### Do this:
Output all the data exactly. Pictures do not belong in the copy.

### Dataset section:
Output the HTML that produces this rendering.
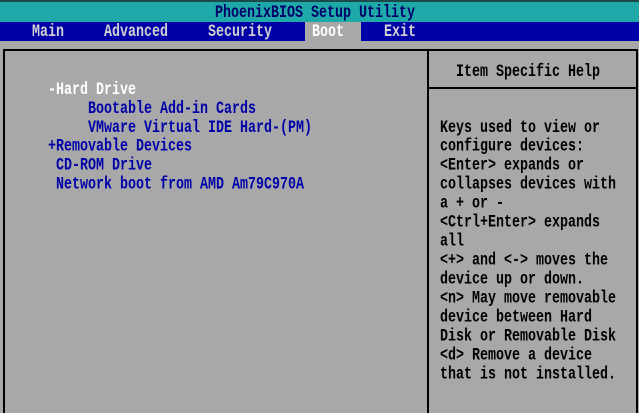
<!DOCTYPE html>
<html><head><meta charset="utf-8"><style>
html,body{margin:0;padding:0}
body{width:639px;height:413px;position:relative;overflow:hidden;background:#a8a8a8;font-family:"Liberation Mono",monospace;font-weight:bold;font-size:13.33px}
.t{position:absolute;height:19px;line-height:19px;white-space:pre;transform:scaleY(1.3);transform-origin:50% 50%}
.b{position:absolute;background:#000}
</style></head><body>
<div style="position:absolute;left:0;top:0;width:639px;height:22px;background:#1fa8a8"></div>
<div style="position:absolute;left:0;top:0;width:639px;height:2px;background:#1a4a4a"></div>
<div style="position:absolute;left:0;top:22px;width:639px;height:19px;background:#0000a8"></div>
<div style="position:absolute;left:305px;top:22px;width:56px;height:19px;background:#a8a8a8"></div>
<div class="t" style="left:215px;top:4px;color:#00006a">PhoenixBIOS Setup Utility</div>
<div class="t" style="left:32px;top:23px;color:#d0d0d0">Main</div>
<div class="t" style="left:104px;top:23px;color:#d0d0d0">Advanced</div>
<div class="t" style="left:208px;top:23px;color:#d0d0d0">Security</div>
<div class="t" style="left:312px;top:23px;color:#fff">Boot</div>
<div class="t" style="left:384px;top:23px;color:#d0d0d0">Exit</div>

<div class="b" style="left:3px;top:49px;width:635px;height:2px"></div>
<div class="b" style="left:3px;top:49px;width:2px;height:364px"></div>
<div class="b" style="left:636px;top:49px;width:2px;height:364px"></div>
<div class="b" style="left:427px;top:49px;width:2px;height:364px"></div>
<div class="b" style="left:427px;top:87px;width:211px;height:2px"></div>

<div class="t" style="left:456px;top:63px;color:#000">Item Specific Help</div>

<div class="t" style="left:48px;top:81px;color:#fff">-Hard Drive</div>
<div class="t" style="left:88px;top:100px;color:#0000a8">Bootable Add-in Cards</div>
<div class="t" style="left:88px;top:119px;color:#0000a8">VMware Virtual IDE Hard-(PM)</div>
<div class="t" style="left:48px;top:138px;color:#0000a8">+Removable Devices</div>
<div class="t" style="left:56px;top:157px;color:#0000a8">CD-ROM Drive</div>
<div class="t" style="left:56px;top:176px;color:#0000a8">Network boot from AMD Am79C970A</div>

<div class="t" style="left:440px;top:119px;color:#000">Keys used to view or</div>
<div class="t" style="left:440px;top:138px;color:#000">configure devices:</div>
<div class="t" style="left:440px;top:157px;color:#000">&lt;Enter&gt; expands or</div>
<div class="t" style="left:440px;top:176px;color:#000">collapses devices with</div>
<div class="t" style="left:440px;top:195px;color:#000">a + or -</div>
<div class="t" style="left:440px;top:214px;color:#000">&lt;Ctrl+Enter&gt; expands</div>
<div class="t" style="left:440px;top:233px;color:#000">all</div>
<div class="t" style="left:440px;top:252px;color:#000">&lt;+&gt; and &lt;-&gt; moves the</div>
<div class="t" style="left:440px;top:271px;color:#000">device up or down.</div>
<div class="t" style="left:440px;top:290px;color:#000">&lt;n&gt; May move removable</div>
<div class="t" style="left:440px;top:309px;color:#000">device between Hard</div>
<div class="t" style="left:440px;top:328px;color:#000">Disk or Removable Disk</div>
<div class="t" style="left:440px;top:347px;color:#000">&lt;d&gt; Remove a device</div>
<div class="t" style="left:440px;top:366px;color:#000">that is not installed.</div>
</body></html>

### Solution to the problem:
Output the HTML that produces this rendering.
<!DOCTYPE html>
<html><head><meta charset="utf-8"><style>
html,body{margin:0;padding:0}
body{width:639px;height:413px;position:relative;overflow:hidden;background:#a8a8a8;font-family:"Liberation Mono",monospace;font-weight:bold;font-size:13.33px}
.t{position:absolute;height:19px;line-height:19px;white-space:pre;transform:scaleY(1.3);transform-origin:50% 50%}
.b{position:absolute;background:#000}
</style></head><body>
<div style="position:absolute;left:0;top:0;width:639px;height:22px;background:#1fa8a8"></div>
<div style="position:absolute;left:0;top:0;width:639px;height:2px;background:#1a4a4a"></div>
<div style="position:absolute;left:0;top:22px;width:639px;height:19px;background:#0000a8"></div>
<div style="position:absolute;left:305px;top:22px;width:56px;height:19px;background:#a8a8a8"></div>
<div class="t" style="left:215px;top:4px;color:#00006a">PhoenixBIOS Setup Utility</div>
<div class="t" style="left:32px;top:23px;color:#d0d0d0">Main</div>
<div class="t" style="left:104px;top:23px;color:#d0d0d0">Advanced</div>
<div class="t" style="left:208px;top:23px;color:#d0d0d0">Security</div>
<div class="t" style="left:312px;top:23px;color:#fff">Boot</div>
<div class="t" style="left:384px;top:23px;color:#d0d0d0">Exit</div>

<div class="b" style="left:3px;top:49px;width:635px;height:2px"></div>
<div class="b" style="left:3px;top:49px;width:2px;height:364px"></div>
<div class="b" style="left:636px;top:49px;width:2px;height:364px"></div>
<div class="b" style="left:427px;top:49px;width:2px;height:364px"></div>
<div class="b" style="left:427px;top:87px;width:211px;height:2px"></div>

<div class="t" style="left:456px;top:63px;color:#000">Item Specific Help</div>

<div class="t" style="left:48px;top:81px;color:#fff">-Hard Drive</div>
<div class="t" style="left:88px;top:100px;color:#0000a8">Bootable Add-in Cards</div>
<div class="t" style="left:88px;top:119px;color:#0000a8">VMware Virtual IDE Hard-(PM)</div>
<div class="t" style="left:48px;top:138px;color:#0000a8">+Removable Devices</div>
<div class="t" style="left:56px;top:157px;color:#0000a8">CD-ROM Drive</div>
<div class="t" style="left:56px;top:176px;color:#0000a8">Network boot from AMD Am79C970A</div>

<div class="t" style="left:440px;top:119px;color:#000">Keys used to view or</div>
<div class="t" style="left:440px;top:138px;color:#000">configure devices:</div>
<div class="t" style="left:440px;top:157px;color:#000">&lt;Enter&gt; expands or</div>
<div class="t" style="left:440px;top:176px;color:#000">collapses devices with</div>
<div class="t" style="left:440px;top:195px;color:#000">a + or -</div>
<div class="t" style="left:440px;top:214px;color:#000">&lt;Ctrl+Enter&gt; expands</div>
<div class="t" style="left:440px;top:233px;color:#000">all</div>
<div class="t" style="left:440px;top:252px;color:#000">&lt;+&gt; and &lt;-&gt; moves the</div>
<div class="t" style="left:440px;top:271px;color:#000">device up or down.</div>
<div class="t" style="left:440px;top:290px;color:#000">&lt;n&gt; May move removable</div>
<div class="t" style="left:440px;top:309px;color:#000">device between Hard</div>
<div class="t" style="left:440px;top:328px;color:#000">Disk or Removable Disk</div>
<div class="t" style="left:440px;top:347px;color:#000">&lt;d&gt; Remove a device</div>
<div class="t" style="left:440px;top:366px;color:#000">that is not installed.</div>
</body></html>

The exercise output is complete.